Russia’s foreign policy must draw conclusions from its setbacks in the past. Russia can incorporate into its foreign policy such methods as sovereign lending, development assistance, regulation of access to its financial markets, etc. Some of these instruments might serve as a “stick”, such as by the foreign political objectives of the country being achieved by exerting pressure or threatening another state with financial and economic methods. Another set of foreign policy economic instruments represents a sort of a “carrot” that offers incentives to a foreign country so as to make it change its policy in a certain way.

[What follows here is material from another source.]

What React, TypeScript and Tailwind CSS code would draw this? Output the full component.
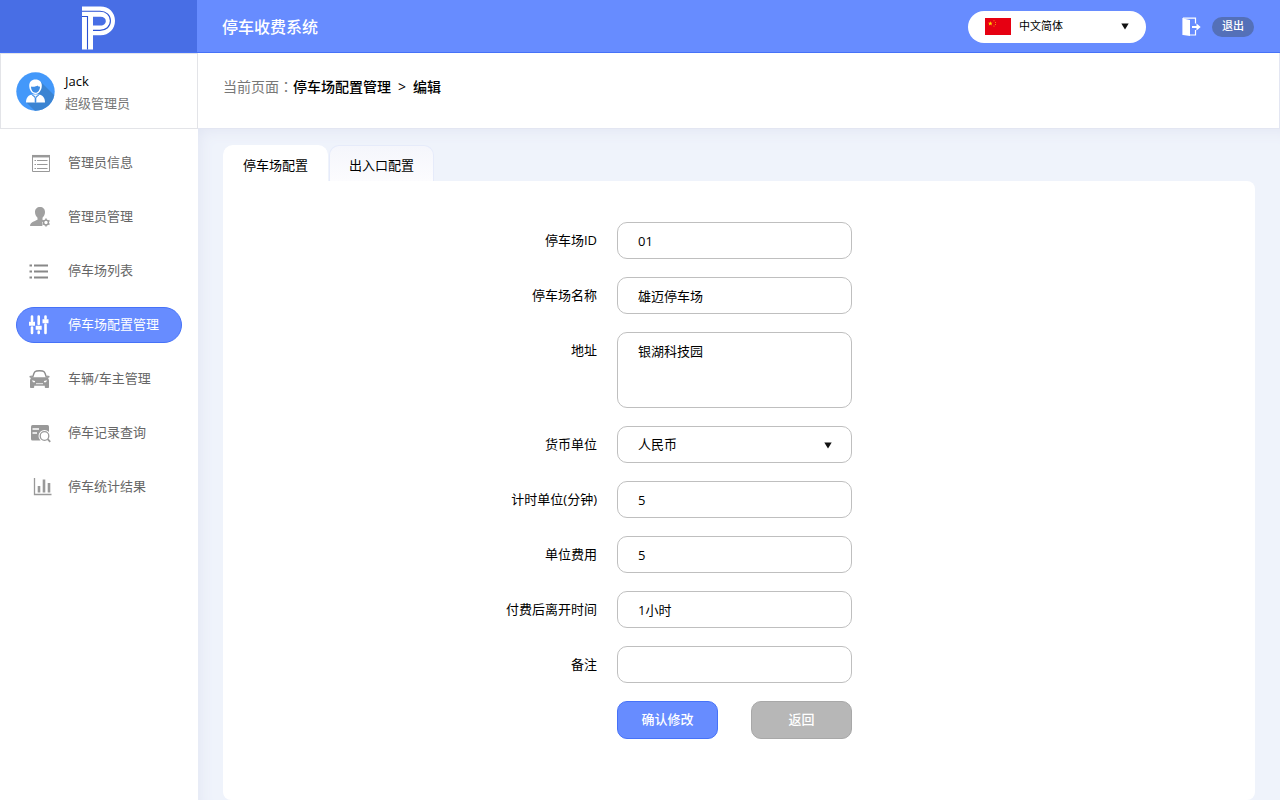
import { useState, type ReactNode } from "react";
import clsx from "clsx";

function Logo() {
  return (
    <svg width="34" height="44" viewBox="0 0 34 44" fill="none" aria-hidden="true">
      <path d="M0 .5H18.500C27 .5 33 6.500 33 14.800S27 29.300 18.500 29.300H11V43.500H0Z" fill="#fff" />
      <path d="M11 10.800H18.500C21.800 10.800 23.800 12.400 23.800 15S21.800 19.500 18.500 19.500H11Z" fill="#486ee5" />
      <path d="M0 5.200H18C24 5.200 28.400 9 28.400 14.800S24 24.400 18 24.400H11" stroke="#2b52d3" strokeWidth="1.100" />
      <path d="M0 10.500H5.500V43.500" stroke="#2b52d3" strokeWidth="1.100" />
    </svg>
  );
}

function Avatar() {
  return (
    <svg width="39" height="39" viewBox="0 0 39 39" className="shrink-0" aria-hidden="true">
      <defs>
        <clipPath id="avatar-clip">
          <circle cx="19.500" cy="19.500" r="19.200" />
        </clipPath>
      </defs>
      <g clipPath="url(#avatar-clip)">
        <rect width="39" height="39" fill="#4398fa" />
        <path d="M25 10L40 25V40H20L10 30L22 22Z" fill="#3b84d2" />
        <path d="M10 30.500c0-4.500 2-7 5.500-8h8c3.500 1 5.500 3.500 5.500 8Z" fill="#fff" />
        <path d="M15.500 22.500l4 3.500 4-3.500-3.500 2v6h-1v-6Z" fill="#3f8de4" stroke="#3f8de4" strokeWidth=".6" />
        <path d="M19.500 7.500c-4 0-6.300 2.500-6.300 6.200 0 3.800 2.500 8.300 6.300 8.300s6.300-4.500 6.300-8.300c0-3.700-2.300-6.200-6.300-6.200Z" fill="#fff" />
        <path d="M15 14.500c2 .8 6-.2 6.500-1 .5.800 1.500 1.200 2.500 1.200 0 3.300-2 6-4.500 6s-4.500-2.700-4.500-6.200Z" fill="#3f8de4" />
      </g>
    </svg>
  );
}

function ChinaFlag() {
  return (
    <svg width="26" height="17" viewBox="0 0 26 17" className="shrink-0" aria-hidden="true">
      <rect width="26" height="17" fill="#e60012" />
      <path d="M5.300 3.200l.6 1.600h1.700L6.300 5.800l.5 1.600-1.500-1-1.500 1 .5-1.600L3 4.800h1.700Z" fill="#ffe100" />
      <circle cx="9" cy="2.800" r=".5" fill="#ffb400" />
      <circle cx="10.500" cy="4.500" r=".5" fill="#ffb400" />
      <circle cx="10.500" cy="6.500" r=".5" fill="#ffb400" />
      <circle cx="9" cy="8" r=".5" fill="#ffb400" />
    </svg>
  );
}

function ExitIcon() {
  return (
    <svg width="19" height="20" viewBox="0 0 19 20" fill="none" aria-hidden="true">
      <path d="M1 1.500L8 3v16L1 18Z" fill="#fff" />
      <path d="M1 1.200h12.500v5.300M13.500 13v5H8M1 1v17" stroke="#fff" strokeWidth="1.200" />
      <path d="M10 9h4.500V6.500L18.700 10l-4.200 3.500V11H10Z" fill="#fff" />
    </svg>
  );
}

function Caret({ className }: { className?: string }) {
  return (
    <svg width="8" height="7" viewBox="0 0 8 7" className={clsx("pointer-events-none", className)} aria-hidden="true">
      <path d="M.3.500h7.400L4 6.500Z" fill="#111" />
    </svg>
  );
}

function InfoIcon() {
  return (
    <svg width="24" height="24" viewBox="0 0 24 24" fill="none" stroke="#999" aria-hidden="true">
      <path d="M4.500 5v15.500h17V5" />
      <path d="M4 5.200h18" strokeWidth="2.500" />
      <path d="M9 9.500h10.500M9 13.500h10.500M9 17.500h10.500M6.500 9.500h1.500M6.500 13.500h1.500M6.500 17.500h1.500" />
    </svg>
  );
}

function AdminIcon() {
  return (
    <svg width="24" height="24" viewBox="0 0 24 24" fill="#a0a0a0" aria-hidden="true">
      <path d="M12 2c-3 0-5 2-5 5 0 2.300 1 4.300 2.500 5.700v2.100C6 16.500 2.500 17 2 21h12.500c-.8-1.500-.5-4 .9-5.300l-.9-.8v-2.200C16 11.300 17 9.300 17 7c0-3-2-5-5-5Z" />
      <circle cx="18" cy="17.500" r="2.400" fill="none" stroke="#999" strokeWidth="1.400" />
      <path d="M18 13.500v1.500M18 20v1.500M14.500 15.500l1.300.8M20.200 18.700l1.300.8M14.500 19.500l1.300-.8M20.200 16.300l1.300-.8" stroke="#999" strokeWidth="1.500" />
    </svg>
  );
}

function ListIcon() {
  return (
    <svg width="24" height="24" viewBox="0 0 24 24" aria-hidden="true">
      <path d="M6 6.500h14M6 12.500h14M6 18.500h14" stroke="#888" strokeWidth="2" />
      <path d="M1.500 6.500h2.500M1.500 12.500h2.500M1.500 18.500h2.500" stroke="#888" strokeWidth="2" />
    </svg>
  );
}

function SlidersIcon() {
  return (
    <svg width="24" height="24" viewBox="0 0 24 24" stroke="#fff" aria-hidden="true">
      <path d="M4 3.500v4.500M4 14.500v5.500M10.700 3.500v7.500M10.700 18.500v1.500M17.500 3.500v2M17.500 11.500v8.500" strokeWidth="2.600" strokeLinecap="round" />
      <path d="M1 10.800h6M7.700 14.800h6M14.500 8.300h6" strokeWidth="4" />
    </svg>
  );
}

function CarIcon() {
  return (
    <svg width="24" height="24" viewBox="0 0 24 24" aria-hidden="true">
      <path d="M4.500 10.500l1.500-4.300C6.400 5 7.200 4.300 8.500 4c2-.4 4-.4 6 0 1.300.3 2.100 1 2.500 2.200l1.500 4.300" fill="none" stroke="#8c8c8c" strokeWidth="1.400" />
      <path d="M1.500 9l2.700-.6-.5 1.800h15.600l-.5-1.800 2.700.6v1.300l-1.500.6c.8.900 1 1.800 1 3V20c0 .6-.3 1-1 1h-2.200c-.6 0-1-.4-1-1v-1.300H6.200V20c0 .6-.4 1-1 1H3c-.6 0-1-.4-1-1v-6.100c0-1.200.2-2.100 1-3l-1.500-.6Z" fill="#999" />
      <path d="M4 13.200l3 .8v1.300H5ZM19 13.200l-3 .8v1.300h2Z" fill="#fff" />
      <path d="M8 16.700h7" stroke="#eee" />
    </svg>
  );
}

function RecordIcon() {
  return (
    <svg width="24" height="24" viewBox="0 0 24 24" fill="none" aria-hidden="true">
      <rect x="3" y="4" width="18" height="15.500" rx="1.500" fill="#999" />
      <path d="M4.500 8h6.500M4.500 12h4.500" stroke="#fff" strokeWidth="1.500" />
      <circle cx="16.500" cy="15" r="6" fill="#fff" />
      <circle cx="16.500" cy="15" r="4.300" stroke="#999" strokeWidth="1.300" />
      <path d="M19.700 18.200l2.500 2.600" stroke="#999" strokeWidth="1.800" />
    </svg>
  );
}

function StatsIcon() {
  return (
    <svg width="24" height="24" viewBox="0 0 24 24" fill="none" stroke="#999" aria-hidden="true">
      <path d="M6.500 3v16.500h17" strokeWidth="1.300" />
      <path d="M11 11v6.500M16 4.500v13M21 8v9.500" strokeWidth="2.600" />
    </svg>
  );
}

const navLinks = [
  { name: "管理员信息", href: "#admin-info", icon: InfoIcon },
  { name: "管理员管理", href: "#admin-manage", icon: AdminIcon },
  { name: "停车场列表", href: "#lots", icon: ListIcon },
  { name: "停车场配置管理", href: "#lot-config", icon: SlidersIcon, active: true },
  { name: "车辆/车主管理", href: "#vehicles", icon: CarIcon },
  { name: "停车记录查询", href: "#records", icon: RecordIcon },
  { name: "停车统计结果", href: "#stats", icon: StatsIcon },
];

const tabs = ["停车场配置", "出入口配置"];

const fieldClass =
  "block w-full rounded-[10px] border border-[#bfbfbf] bg-white px-5 text-[13px] text-black outline-none focus:border-[#678cff]";

function FormRow({ id, label, children }: { id: string; label: string; children: ReactNode }) {
  return (
    <>
      <label htmlFor={id} className="col-start-1 pt-2 text-right text-[13px] leading-5">
        {label}
      </label>
      {children}
    </>
  );
}

export default function App() {
  const [tab, setTab] = useState(tabs[0]);

  return (
    <div className="flex min-h-screen flex-col bg-white font-['Open_Sans','Noto_Sans_CJK_SC',sans-serif] text-black">
      <header className="flex h-[53px] border-b border-[#4672f8] bg-[#678cff]">
        <div className="flex w-[197px] shrink-0 items-center justify-center bg-[#486ee5] pt-1">
          <Logo />
        </div>
        <div className="flex flex-1 items-center pt-px pr-[26px] pl-[25px]">
          <h1 className="text-base font-medium text-white">停车收费系统</h1>
          <div className="relative ml-auto flex h-8 w-[178px] items-center rounded-full bg-white pl-[17px]">
            <ChinaFlag />
            <select aria-label="语言" className="h-8 flex-1 appearance-none rounded-r-full bg-transparent pl-2 text-[11px] outline-none">
              <option>中文简体</option>
            </select>
            <Caret className="absolute right-[17px]" />
          </div>
          <div className="ml-9">
            <ExitIcon />
          </div>
          <button type="button" className="ml-[11px] h-5 w-[42px] rounded-full bg-[#5470b8] text-[11px] font-medium text-white">
            退出
          </button>
        </div>
      </header>

      <div className="flex flex-1">
        <aside className="w-[198px] shrink-0 bg-white">
          <div className="flex h-[76px] items-center gap-[10px] border border-[#e3e4e8] pt-px pl-[15px]">
            <Avatar />
            <div>
              <p className="text-[13px] leading-[22px]">Jack</p>
              <p className="text-[13px] leading-[22px] text-[#777]">超级管理员</p>
            </div>
          </div>
          <nav className="flex flex-col gap-[18px] px-4 pt-4">
            {navLinks.map((link) => {
              const Icon = link.icon;
              return (
                <a
                  key={link.name}
                  href={link.href}
                  className={clsx(
                    "flex h-9 items-center gap-4 rounded-full border pl-[11px] text-[13px] whitespace-nowrap",
                    link.active ? "border-[#4672f8] bg-[#678cff] text-white" : "border-transparent text-[#666]"
                  )}
                >
                  <Icon />
                  <span>{link.name}</span>
                </a>
              );
            })}
          </nav>
        </aside>

        <main className="flex flex-1 flex-col">
          <div className="flex h-[76px] items-center border-r border-b border-[#e3e6f2] bg-white pb-2 pl-[25px] text-sm">
            <span className="text-[#777]">
              当前页面<span className="font-['Noto_Sans_CJK_TC',sans-serif]">：</span>
            </span>
            <span className="flex gap-[7px] font-medium">
              <span>停车场配置管理</span>
              <span>&gt;</span>
              <span>编辑</span>
            </span>
          </div>

          <div className="flex flex-1 flex-col bg-[#eff3fb] px-[25px] pt-4 shadow-[inset_8px_8px_16px_-8px_#dfe3f1]">
            <div role="tablist" className="flex gap-px">
              {tabs.map((name) => (
                <button
                  key={name}
                  type="button"
                  role="tab"
                  aria-selected={tab === name}
                  onClick={() => setTab(name)}
                  className={clsx(
                    "h-9 w-[105px] rounded-t-[10px] border border-b-0 pt-1 text-[13px]",
                    tab === name ? "border-white bg-white" : "border-[#e6ebfa] bg-linear-to-b from-[#f5f6fc] to-[#fcfcfe]"
                  )}
                >
                  {name}
                </button>
              ))}
            </div>

            <section className="flex-1 rounded-lg rounded-tl-none bg-white pt-[41px] pr-[9px]">
              <form className="grid grid-cols-[1fr_235px_1fr] gap-x-5 gap-y-[18px]">
                <FormRow id="lot-id" label="停车场ID">
                  <input id="lot-id" defaultValue="01" className={clsx(fieldClass, "h-[37px]")} />
                </FormRow>
                <FormRow id="lot-name" label="停车场名称">
                  <input id="lot-name" defaultValue="雄迈停车场" className={clsx(fieldClass, "h-[37px]")} />
                </FormRow>
                <FormRow id="address" label="地址">
                  <textarea id="address" defaultValue="银湖科技园" className={clsx(fieldClass, "h-[76px] resize-none py-2 leading-5")} />
                </FormRow>
                <FormRow id="currency" label="货币单位">
                  <div className="relative">
                    <select id="currency" className={clsx(fieldClass, "h-[37px] appearance-none")}>
                      <option>人民币</option>
                    </select>
                    <Caret className="absolute top-4 right-5" />
                  </div>
                </FormRow>
                <FormRow id="time-unit" label="计时单位(分钟)">
                  <input id="time-unit" defaultValue="5" className={clsx(fieldClass, "h-[37px]")} />
                </FormRow>
                <FormRow id="unit-fee" label="单位费用">
                  <input id="unit-fee" defaultValue="5" className={clsx(fieldClass, "h-[37px]")} />
                </FormRow>
                <FormRow id="leave-time" label="付费后离开时间">
                  <input id="leave-time" defaultValue="1小时" className={clsx(fieldClass, "h-[37px]")} />
                </FormRow>
                <FormRow id="remark" label="备注">
                  <input id="remark" className={clsx(fieldClass, "h-[37px]")} />
                </FormRow>
                <div className="col-start-2 flex justify-between">
                  <button type="submit" className="h-[38px] w-[101px] rounded-[10px] border border-[#4672f8] bg-[#678cff] text-[13px] font-medium text-white">
                    确认修改
                  </button>
                  <button type="button" className="h-[38px] w-[101px] rounded-[10px] border border-[#a8a8a8] bg-[#b7b7b7] text-[13px] font-medium text-white">
                    返回
                  </button>
                </div>
              </form>
            </section>
          </div>
        </main>
      </div>
    </div>
  );
}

There is a rather high potential for the use of economic instruments in Russian foreign policy. The task is to develop an efficient foreign political mechanism for the use of these instruments. With the emergence of such a mechanism Russia will be able to address many emerging issues of partial adjustment of the rules of the game, handling financial and trade preferences, setting up the rules, institutions and regimes, -- i.e. it will be able to accomplish what the “old” trade and financial nations have been doing for a long time and quite successfully.

Many Russian diplomats and policymakers have been and are proud that Russia doesn’t play these “backstage” mercantile games and that it acts ‘with its visor raised’. It seems that it is high time to learn how to play these games, and do them well – then Russian foreign policy will have more opportunities and options to respond to various challenges.